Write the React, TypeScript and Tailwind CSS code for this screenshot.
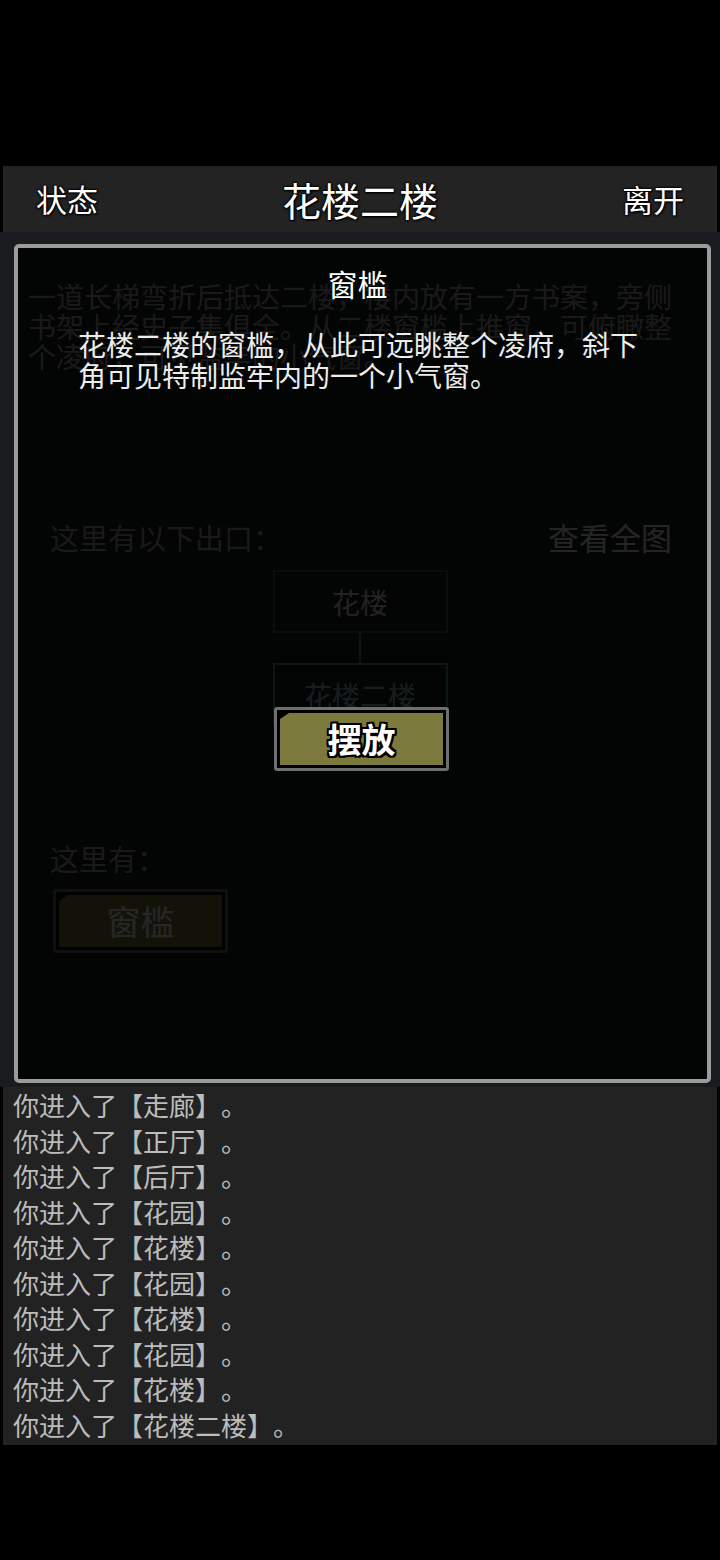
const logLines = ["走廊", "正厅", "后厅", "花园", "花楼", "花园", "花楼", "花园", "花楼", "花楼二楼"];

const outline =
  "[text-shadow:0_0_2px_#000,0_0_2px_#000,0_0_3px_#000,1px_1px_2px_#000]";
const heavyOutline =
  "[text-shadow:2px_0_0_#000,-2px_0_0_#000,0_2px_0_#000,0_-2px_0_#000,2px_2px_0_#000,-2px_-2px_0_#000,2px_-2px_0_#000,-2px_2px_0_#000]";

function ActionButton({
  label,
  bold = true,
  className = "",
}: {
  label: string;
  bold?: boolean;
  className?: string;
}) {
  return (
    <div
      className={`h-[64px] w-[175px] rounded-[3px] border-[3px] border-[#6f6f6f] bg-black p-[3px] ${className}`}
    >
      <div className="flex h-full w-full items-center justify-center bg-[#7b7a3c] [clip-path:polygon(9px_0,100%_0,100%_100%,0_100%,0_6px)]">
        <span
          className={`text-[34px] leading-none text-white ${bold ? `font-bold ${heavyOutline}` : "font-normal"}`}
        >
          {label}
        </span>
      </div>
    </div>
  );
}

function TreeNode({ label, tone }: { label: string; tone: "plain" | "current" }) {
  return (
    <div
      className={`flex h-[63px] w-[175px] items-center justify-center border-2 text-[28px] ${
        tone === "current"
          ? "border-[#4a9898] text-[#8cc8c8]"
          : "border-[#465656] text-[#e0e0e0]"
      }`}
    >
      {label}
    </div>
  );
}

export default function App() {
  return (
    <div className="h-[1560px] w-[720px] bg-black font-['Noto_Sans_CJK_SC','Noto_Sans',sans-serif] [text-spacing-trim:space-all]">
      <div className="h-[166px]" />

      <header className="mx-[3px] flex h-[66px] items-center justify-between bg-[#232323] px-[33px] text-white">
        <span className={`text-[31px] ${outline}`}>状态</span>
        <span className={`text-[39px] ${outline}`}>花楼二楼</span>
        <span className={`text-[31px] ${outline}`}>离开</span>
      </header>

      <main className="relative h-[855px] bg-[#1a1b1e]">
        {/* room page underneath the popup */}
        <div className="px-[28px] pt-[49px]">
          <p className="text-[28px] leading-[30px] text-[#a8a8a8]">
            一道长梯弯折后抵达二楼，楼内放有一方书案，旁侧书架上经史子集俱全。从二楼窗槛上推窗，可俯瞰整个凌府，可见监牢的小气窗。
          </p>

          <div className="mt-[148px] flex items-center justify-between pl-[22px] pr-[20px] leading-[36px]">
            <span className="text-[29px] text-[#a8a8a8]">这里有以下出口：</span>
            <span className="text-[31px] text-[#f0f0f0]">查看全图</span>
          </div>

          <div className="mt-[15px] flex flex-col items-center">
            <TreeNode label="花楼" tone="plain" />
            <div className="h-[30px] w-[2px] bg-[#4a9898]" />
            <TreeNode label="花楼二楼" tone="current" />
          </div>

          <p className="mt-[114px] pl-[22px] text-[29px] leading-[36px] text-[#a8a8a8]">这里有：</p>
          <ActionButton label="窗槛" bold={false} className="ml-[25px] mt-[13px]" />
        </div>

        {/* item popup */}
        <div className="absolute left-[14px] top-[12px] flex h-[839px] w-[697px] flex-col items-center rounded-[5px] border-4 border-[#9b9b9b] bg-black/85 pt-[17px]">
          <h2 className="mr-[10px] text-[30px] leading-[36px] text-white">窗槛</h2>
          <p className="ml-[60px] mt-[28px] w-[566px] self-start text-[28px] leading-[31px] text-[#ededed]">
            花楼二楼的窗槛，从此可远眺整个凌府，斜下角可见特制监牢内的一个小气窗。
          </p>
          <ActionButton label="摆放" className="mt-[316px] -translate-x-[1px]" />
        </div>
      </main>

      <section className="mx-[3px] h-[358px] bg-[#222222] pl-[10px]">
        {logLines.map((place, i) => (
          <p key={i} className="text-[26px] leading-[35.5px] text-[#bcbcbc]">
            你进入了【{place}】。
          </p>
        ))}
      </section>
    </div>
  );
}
- - -
=== AIM OF THE TASK ===
Except for the pictures, print the data above exactly.

=== CORRECT RESPONSE ===
Write the React, TypeScript and Tailwind CSS code for this screenshot.
const logLines = ["走廊", "正厅", "后厅", "花园", "花楼", "花园", "花楼", "花园", "花楼", "花楼二楼"];

const outline =
  "[text-shadow:0_0_2px_#000,0_0_2px_#000,0_0_3px_#000,1px_1px_2px_#000]";
const heavyOutline =
  "[text-shadow:2px_0_0_#000,-2px_0_0_#000,0_2px_0_#000,0_-2px_0_#000,2px_2px_0_#000,-2px_-2px_0_#000,2px_-2px_0_#000,-2px_2px_0_#000]";

function ActionButton({
  label,
  bold = true,
  className = "",
}: {
  label: string;
  bold?: boolean;
  className?: string;
}) {
  return (
    <div
      className={`h-[64px] w-[175px] rounded-[3px] border-[3px] border-[#6f6f6f] bg-black p-[3px] ${className}`}
    >
      <div className="flex h-full w-full items-center justify-center bg-[#7b7a3c] [clip-path:polygon(9px_0,100%_0,100%_100%,0_100%,0_6px)]">
        <span
          className={`text-[34px] leading-none text-white ${bold ? `font-bold ${heavyOutline}` : "font-normal"}`}
        >
          {label}
        </span>
      </div>
    </div>
  );
}

function TreeNode({ label, tone }: { label: string; tone: "plain" | "current" }) {
  return (
    <div
      className={`flex h-[63px] w-[175px] items-center justify-center border-2 text-[28px] ${
        tone === "current"
          ? "border-[#4a9898] text-[#8cc8c8]"
          : "border-[#465656] text-[#e0e0e0]"
      }`}
    >
      {label}
    </div>
  );
}

export default function App() {
  return (
    <div className="h-[1560px] w-[720px] bg-black font-['Noto_Sans_CJK_SC','Noto_Sans',sans-serif] [text-spacing-trim:space-all]">
      <div className="h-[166px]" />

      <header className="mx-[3px] flex h-[66px] items-center justify-between bg-[#232323] px-[33px] text-white">
        <span className={`text-[31px] ${outline}`}>状态</span>
        <span className={`text-[39px] ${outline}`}>花楼二楼</span>
        <span className={`text-[31px] ${outline}`}>离开</span>
      </header>

      <main className="relative h-[855px] bg-[#1a1b1e]">
        {/* room page underneath the popup */}
        <div className="px-[28px] pt-[49px]">
          <p className="text-[28px] leading-[30px] text-[#a8a8a8]">
            一道长梯弯折后抵达二楼，楼内放有一方书案，旁侧书架上经史子集俱全。从二楼窗槛上推窗，可俯瞰整个凌府，可见监牢的小气窗。
          </p>

          <div className="mt-[148px] flex items-center justify-between pl-[22px] pr-[20px] leading-[36px]">
            <span className="text-[29px] text-[#a8a8a8]">这里有以下出口：</span>
            <span className="text-[31px] text-[#f0f0f0]">查看全图</span>
          </div>

          <div className="mt-[15px] flex flex-col items-center">
            <TreeNode label="花楼" tone="plain" />
            <div className="h-[30px] w-[2px] bg-[#4a9898]" />
            <TreeNode label="花楼二楼" tone="current" />
          </div>

          <p className="mt-[114px] pl-[22px] text-[29px] leading-[36px] text-[#a8a8a8]">这里有：</p>
          <ActionButton label="窗槛" bold={false} className="ml-[25px] mt-[13px]" />
        </div>

        {/* item popup */}
        <div className="absolute left-[14px] top-[12px] flex h-[839px] w-[697px] flex-col items-center rounded-[5px] border-4 border-[#9b9b9b] bg-black/85 pt-[17px]">
          <h2 className="mr-[10px] text-[30px] leading-[36px] text-white">窗槛</h2>
          <p className="ml-[60px] mt-[28px] w-[566px] self-start text-[28px] leading-[31px] text-[#ededed]">
            花楼二楼的窗槛，从此可远眺整个凌府，斜下角可见特制监牢内的一个小气窗。
          </p>
          <ActionButton label="摆放" className="mt-[316px] -translate-x-[1px]" />
        </div>
      </main>

      <section className="mx-[3px] h-[358px] bg-[#222222] pl-[10px]">
        {logLines.map((place, i) => (
          <p key={i} className="text-[26px] leading-[35.5px] text-[#bcbcbc]">
            你进入了【{place}】。
          </p>
        ))}
      </section>
    </div>
  );
}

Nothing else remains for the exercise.